- **Records provided**:
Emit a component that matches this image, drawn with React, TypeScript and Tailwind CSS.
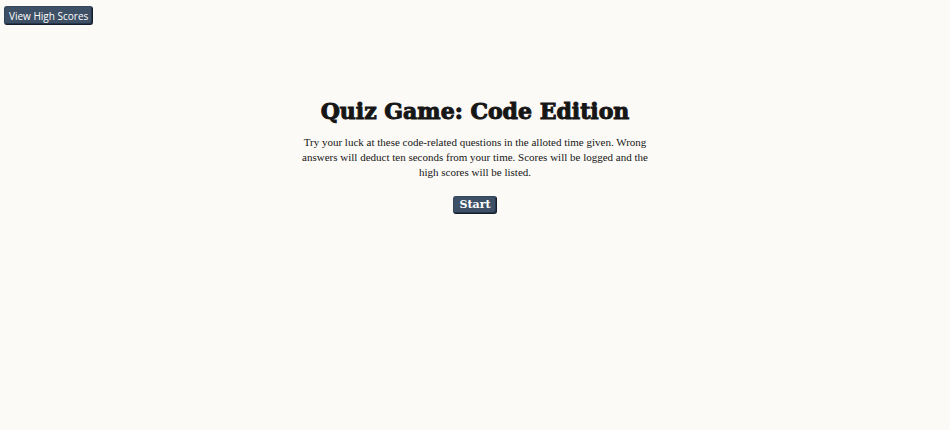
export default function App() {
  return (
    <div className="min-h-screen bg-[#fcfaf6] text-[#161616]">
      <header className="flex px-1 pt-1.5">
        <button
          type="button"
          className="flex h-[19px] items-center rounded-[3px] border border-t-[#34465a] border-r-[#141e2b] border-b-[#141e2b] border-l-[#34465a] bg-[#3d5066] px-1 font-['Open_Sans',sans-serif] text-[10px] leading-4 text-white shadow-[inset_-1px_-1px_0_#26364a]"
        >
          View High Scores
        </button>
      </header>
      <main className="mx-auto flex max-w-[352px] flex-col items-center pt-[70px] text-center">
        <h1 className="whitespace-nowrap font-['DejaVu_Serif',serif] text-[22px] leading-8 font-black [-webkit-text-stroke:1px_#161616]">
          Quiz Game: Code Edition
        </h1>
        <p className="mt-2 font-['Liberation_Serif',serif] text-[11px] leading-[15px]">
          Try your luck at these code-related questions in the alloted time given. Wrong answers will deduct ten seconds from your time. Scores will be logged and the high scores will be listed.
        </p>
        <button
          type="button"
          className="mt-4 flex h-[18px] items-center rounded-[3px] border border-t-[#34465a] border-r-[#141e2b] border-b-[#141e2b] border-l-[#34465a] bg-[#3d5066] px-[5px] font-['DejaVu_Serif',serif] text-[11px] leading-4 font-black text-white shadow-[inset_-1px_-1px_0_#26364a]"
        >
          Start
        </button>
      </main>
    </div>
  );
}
==
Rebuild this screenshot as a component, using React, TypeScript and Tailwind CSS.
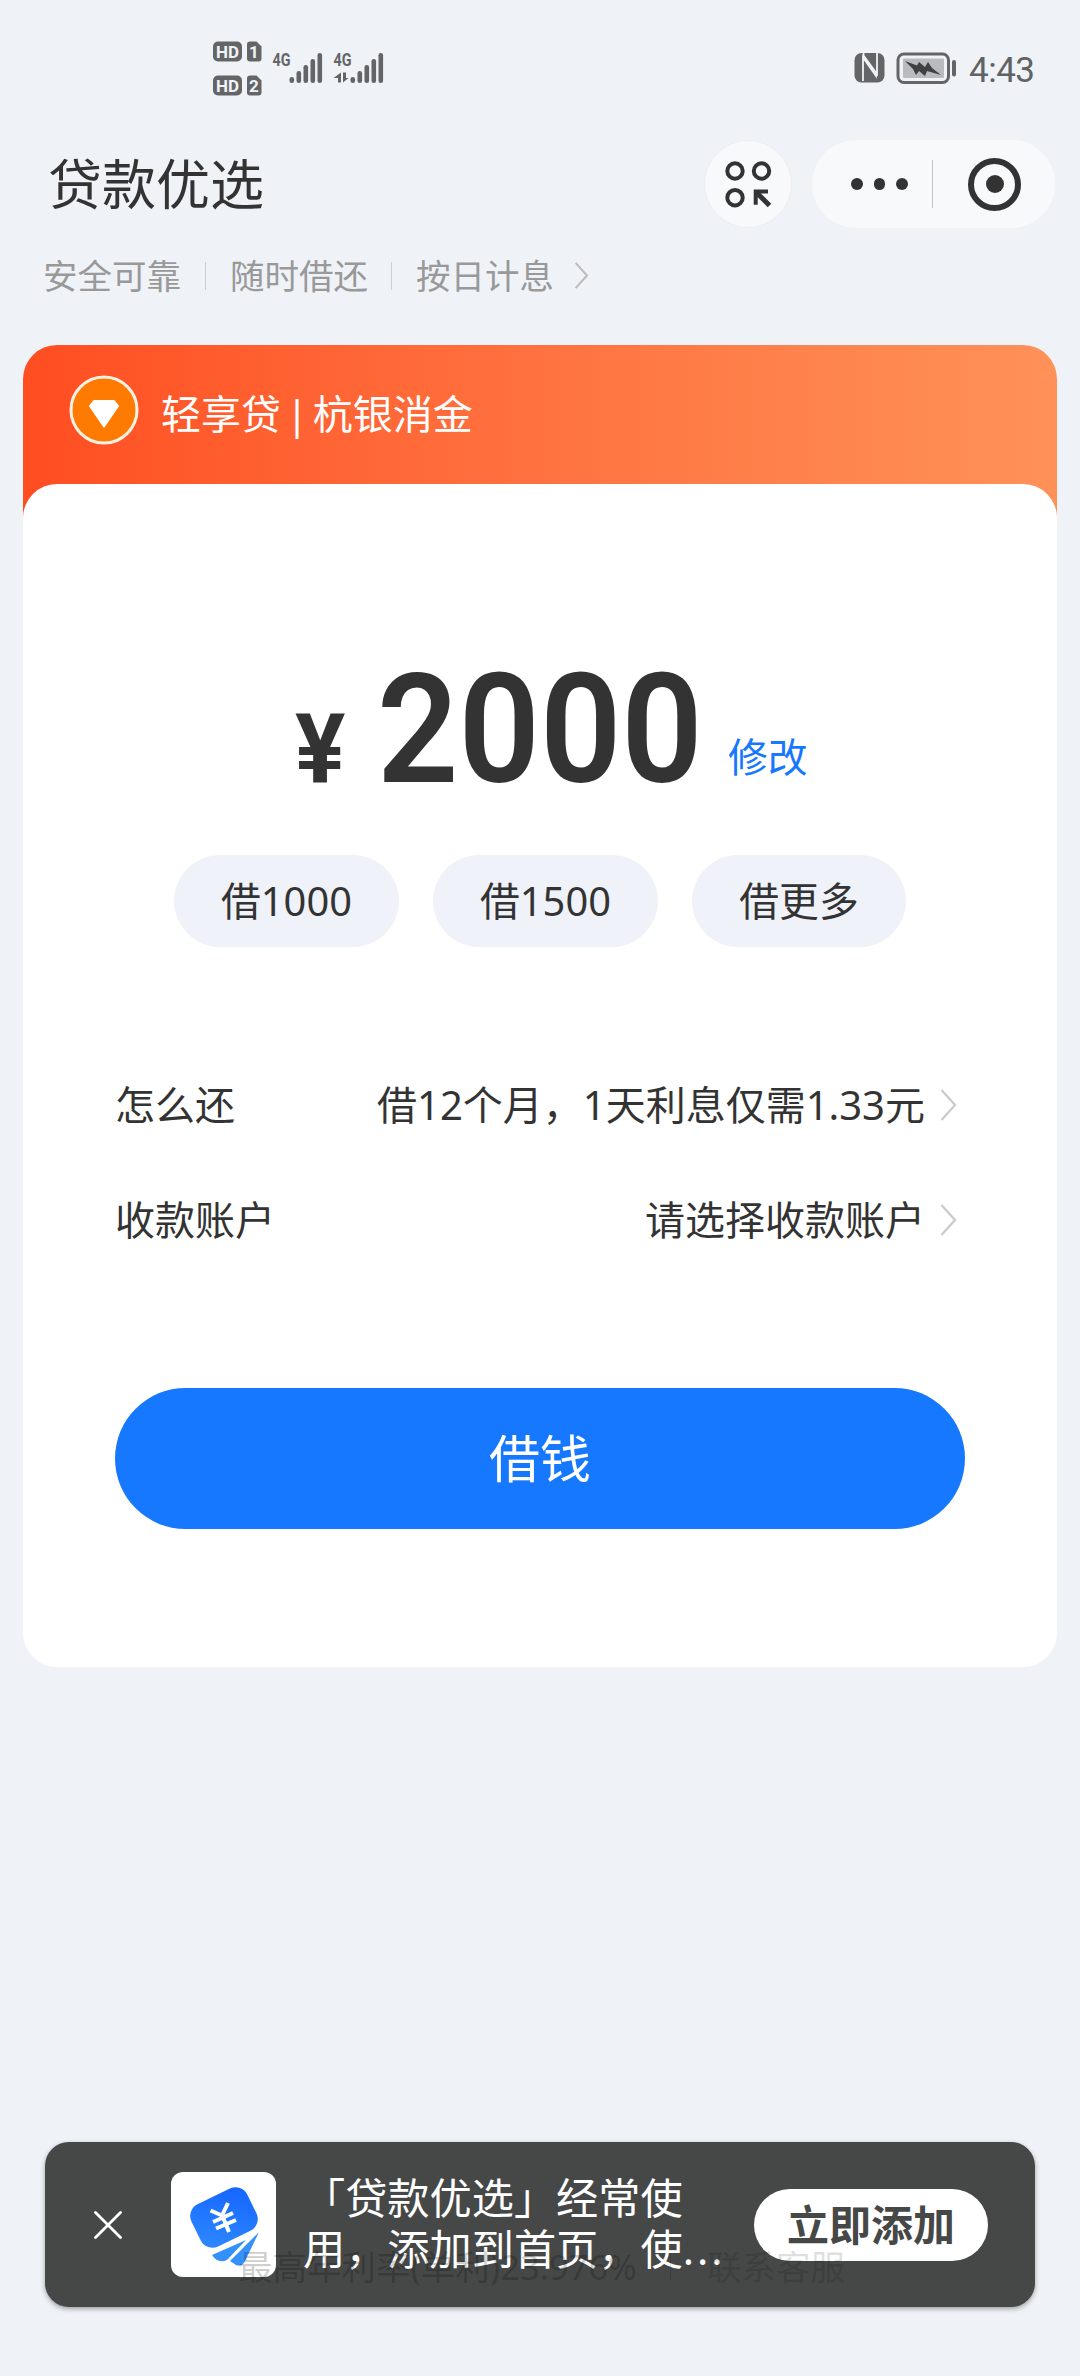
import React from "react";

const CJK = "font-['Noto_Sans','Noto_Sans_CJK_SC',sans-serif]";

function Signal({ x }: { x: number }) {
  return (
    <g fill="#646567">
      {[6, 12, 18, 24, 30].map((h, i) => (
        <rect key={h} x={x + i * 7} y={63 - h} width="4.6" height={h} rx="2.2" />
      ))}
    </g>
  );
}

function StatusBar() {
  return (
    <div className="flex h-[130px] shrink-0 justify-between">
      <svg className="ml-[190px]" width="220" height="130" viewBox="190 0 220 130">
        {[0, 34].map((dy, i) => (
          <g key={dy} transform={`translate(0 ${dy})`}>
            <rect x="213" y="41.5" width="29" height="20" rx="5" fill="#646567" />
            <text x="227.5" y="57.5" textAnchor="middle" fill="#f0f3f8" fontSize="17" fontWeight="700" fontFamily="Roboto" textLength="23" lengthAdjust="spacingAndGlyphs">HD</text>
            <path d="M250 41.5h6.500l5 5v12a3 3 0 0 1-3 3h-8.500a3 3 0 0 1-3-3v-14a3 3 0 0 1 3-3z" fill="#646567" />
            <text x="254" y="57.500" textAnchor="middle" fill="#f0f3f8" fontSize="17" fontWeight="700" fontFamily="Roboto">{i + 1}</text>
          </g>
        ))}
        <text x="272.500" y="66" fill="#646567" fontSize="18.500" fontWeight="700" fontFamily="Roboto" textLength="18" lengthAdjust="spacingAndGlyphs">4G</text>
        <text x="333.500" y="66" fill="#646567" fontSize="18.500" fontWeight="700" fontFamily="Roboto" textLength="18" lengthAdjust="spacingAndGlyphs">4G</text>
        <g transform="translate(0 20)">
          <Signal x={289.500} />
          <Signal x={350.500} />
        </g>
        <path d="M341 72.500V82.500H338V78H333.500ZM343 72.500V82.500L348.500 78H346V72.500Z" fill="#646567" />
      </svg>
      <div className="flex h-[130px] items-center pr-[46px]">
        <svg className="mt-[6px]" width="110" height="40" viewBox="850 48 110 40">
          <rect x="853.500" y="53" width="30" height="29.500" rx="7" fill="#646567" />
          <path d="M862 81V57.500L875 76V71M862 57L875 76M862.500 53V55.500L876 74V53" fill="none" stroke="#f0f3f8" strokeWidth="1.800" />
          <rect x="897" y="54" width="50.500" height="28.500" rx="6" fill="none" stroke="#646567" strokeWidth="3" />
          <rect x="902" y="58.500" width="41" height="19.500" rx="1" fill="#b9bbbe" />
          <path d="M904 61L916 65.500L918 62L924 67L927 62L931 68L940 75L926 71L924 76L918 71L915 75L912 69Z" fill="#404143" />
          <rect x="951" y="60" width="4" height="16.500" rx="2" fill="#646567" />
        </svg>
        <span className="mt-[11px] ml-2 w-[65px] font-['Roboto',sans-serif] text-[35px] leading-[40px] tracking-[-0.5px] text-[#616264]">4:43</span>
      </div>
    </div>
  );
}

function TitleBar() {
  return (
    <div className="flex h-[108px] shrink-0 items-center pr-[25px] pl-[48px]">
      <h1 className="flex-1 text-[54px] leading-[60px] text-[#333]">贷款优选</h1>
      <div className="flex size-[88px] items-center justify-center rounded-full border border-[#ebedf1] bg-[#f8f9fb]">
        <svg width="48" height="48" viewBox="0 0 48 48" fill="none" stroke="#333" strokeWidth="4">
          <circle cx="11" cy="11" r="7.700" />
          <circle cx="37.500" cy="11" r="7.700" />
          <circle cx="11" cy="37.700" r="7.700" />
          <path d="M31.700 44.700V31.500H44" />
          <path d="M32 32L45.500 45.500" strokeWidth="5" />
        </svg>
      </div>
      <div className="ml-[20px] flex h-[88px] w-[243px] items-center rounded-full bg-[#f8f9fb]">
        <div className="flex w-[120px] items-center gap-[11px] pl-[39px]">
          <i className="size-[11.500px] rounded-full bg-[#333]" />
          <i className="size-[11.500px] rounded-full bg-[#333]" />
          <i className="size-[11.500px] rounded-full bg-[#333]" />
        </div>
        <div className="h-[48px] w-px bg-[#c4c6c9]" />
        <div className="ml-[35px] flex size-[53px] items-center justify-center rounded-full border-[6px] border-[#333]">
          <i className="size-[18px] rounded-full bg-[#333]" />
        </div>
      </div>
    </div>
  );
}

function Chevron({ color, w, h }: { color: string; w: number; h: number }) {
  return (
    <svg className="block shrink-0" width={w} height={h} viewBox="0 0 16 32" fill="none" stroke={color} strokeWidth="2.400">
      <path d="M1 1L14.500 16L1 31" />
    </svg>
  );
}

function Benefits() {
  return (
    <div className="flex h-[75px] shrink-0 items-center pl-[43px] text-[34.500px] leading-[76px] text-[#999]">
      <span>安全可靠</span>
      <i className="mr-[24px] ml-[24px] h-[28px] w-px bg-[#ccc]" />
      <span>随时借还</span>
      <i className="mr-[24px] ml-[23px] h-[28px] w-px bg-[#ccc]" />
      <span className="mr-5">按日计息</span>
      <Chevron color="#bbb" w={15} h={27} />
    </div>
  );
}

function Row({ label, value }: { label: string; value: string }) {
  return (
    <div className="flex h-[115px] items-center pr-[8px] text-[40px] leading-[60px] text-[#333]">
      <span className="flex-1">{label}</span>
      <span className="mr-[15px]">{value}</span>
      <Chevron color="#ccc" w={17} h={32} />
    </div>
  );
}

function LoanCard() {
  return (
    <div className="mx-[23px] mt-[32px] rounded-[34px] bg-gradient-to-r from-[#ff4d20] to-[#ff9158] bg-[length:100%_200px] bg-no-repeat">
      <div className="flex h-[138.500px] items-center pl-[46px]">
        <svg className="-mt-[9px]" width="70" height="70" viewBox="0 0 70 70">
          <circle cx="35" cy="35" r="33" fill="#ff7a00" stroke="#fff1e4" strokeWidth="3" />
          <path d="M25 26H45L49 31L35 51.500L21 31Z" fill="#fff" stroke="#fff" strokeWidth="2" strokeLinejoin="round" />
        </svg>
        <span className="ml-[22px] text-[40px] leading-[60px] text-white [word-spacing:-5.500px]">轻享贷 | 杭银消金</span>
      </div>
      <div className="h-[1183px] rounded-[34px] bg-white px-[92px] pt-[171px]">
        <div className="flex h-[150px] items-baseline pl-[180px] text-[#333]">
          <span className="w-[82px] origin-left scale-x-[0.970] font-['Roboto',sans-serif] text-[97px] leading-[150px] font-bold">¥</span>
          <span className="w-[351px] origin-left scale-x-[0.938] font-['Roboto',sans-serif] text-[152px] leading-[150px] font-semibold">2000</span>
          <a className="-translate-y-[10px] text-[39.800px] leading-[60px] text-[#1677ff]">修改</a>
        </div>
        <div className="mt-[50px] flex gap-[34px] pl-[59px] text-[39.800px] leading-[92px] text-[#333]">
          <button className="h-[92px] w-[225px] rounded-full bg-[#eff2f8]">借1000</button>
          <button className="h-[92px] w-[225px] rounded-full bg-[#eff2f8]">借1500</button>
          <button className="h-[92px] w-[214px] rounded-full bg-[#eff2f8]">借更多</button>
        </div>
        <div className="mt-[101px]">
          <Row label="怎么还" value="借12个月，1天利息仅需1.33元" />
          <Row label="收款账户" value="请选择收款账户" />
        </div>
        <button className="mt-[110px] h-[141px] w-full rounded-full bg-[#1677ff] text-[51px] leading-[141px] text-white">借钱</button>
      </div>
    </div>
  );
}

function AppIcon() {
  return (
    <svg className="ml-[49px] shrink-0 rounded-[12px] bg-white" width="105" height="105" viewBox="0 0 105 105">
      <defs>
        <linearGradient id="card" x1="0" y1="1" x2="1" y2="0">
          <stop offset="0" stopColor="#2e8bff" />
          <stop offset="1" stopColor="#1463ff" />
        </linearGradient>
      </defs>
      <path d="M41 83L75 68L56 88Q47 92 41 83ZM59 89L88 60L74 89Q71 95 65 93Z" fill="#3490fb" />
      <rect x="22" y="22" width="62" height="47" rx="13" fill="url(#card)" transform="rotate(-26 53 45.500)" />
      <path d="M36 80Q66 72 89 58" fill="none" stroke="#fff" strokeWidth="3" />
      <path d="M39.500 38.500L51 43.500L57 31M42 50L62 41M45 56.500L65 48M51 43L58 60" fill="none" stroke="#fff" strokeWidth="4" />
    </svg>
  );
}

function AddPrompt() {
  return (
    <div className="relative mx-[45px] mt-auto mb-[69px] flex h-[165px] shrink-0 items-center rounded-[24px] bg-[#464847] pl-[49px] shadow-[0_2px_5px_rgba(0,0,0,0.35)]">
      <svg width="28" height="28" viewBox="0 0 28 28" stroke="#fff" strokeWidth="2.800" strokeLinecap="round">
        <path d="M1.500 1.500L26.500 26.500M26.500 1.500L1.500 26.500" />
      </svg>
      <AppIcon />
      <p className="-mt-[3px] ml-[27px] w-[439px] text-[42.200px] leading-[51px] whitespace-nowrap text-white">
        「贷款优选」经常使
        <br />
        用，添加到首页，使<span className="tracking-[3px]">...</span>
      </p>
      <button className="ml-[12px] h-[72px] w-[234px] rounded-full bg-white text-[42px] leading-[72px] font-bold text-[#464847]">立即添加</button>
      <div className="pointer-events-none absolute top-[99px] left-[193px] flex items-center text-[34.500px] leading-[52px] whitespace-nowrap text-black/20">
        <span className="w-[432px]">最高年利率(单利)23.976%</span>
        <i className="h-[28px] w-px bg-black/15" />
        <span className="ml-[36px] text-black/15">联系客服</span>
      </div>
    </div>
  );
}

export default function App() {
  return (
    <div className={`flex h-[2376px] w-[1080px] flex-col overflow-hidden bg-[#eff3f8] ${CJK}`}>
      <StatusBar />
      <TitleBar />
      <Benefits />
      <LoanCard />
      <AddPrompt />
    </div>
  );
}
--
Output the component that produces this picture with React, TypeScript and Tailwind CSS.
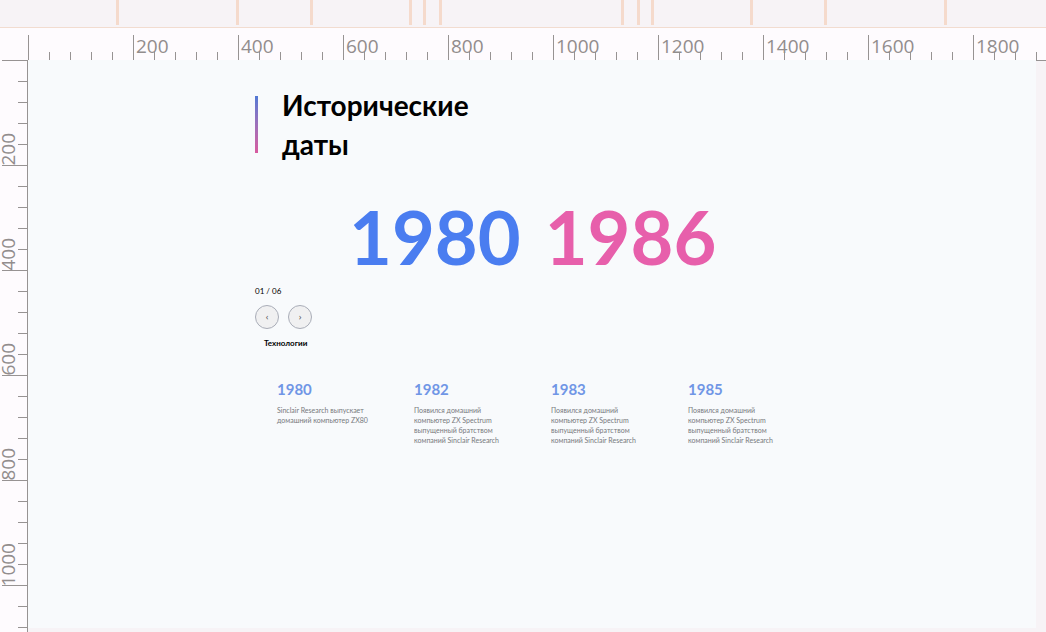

- **Stated problem**: Identify all lines in the records above with the word "this".

- **Solved exercise**:
Emit a component that matches this image, drawn with React, TypeScript and Tailwind CSS.
Rebuild this screenshot as a component, using React, TypeScript and Tailwind CSS.
Output the component that produces this picture with React, TypeScript and Tailwind CSS.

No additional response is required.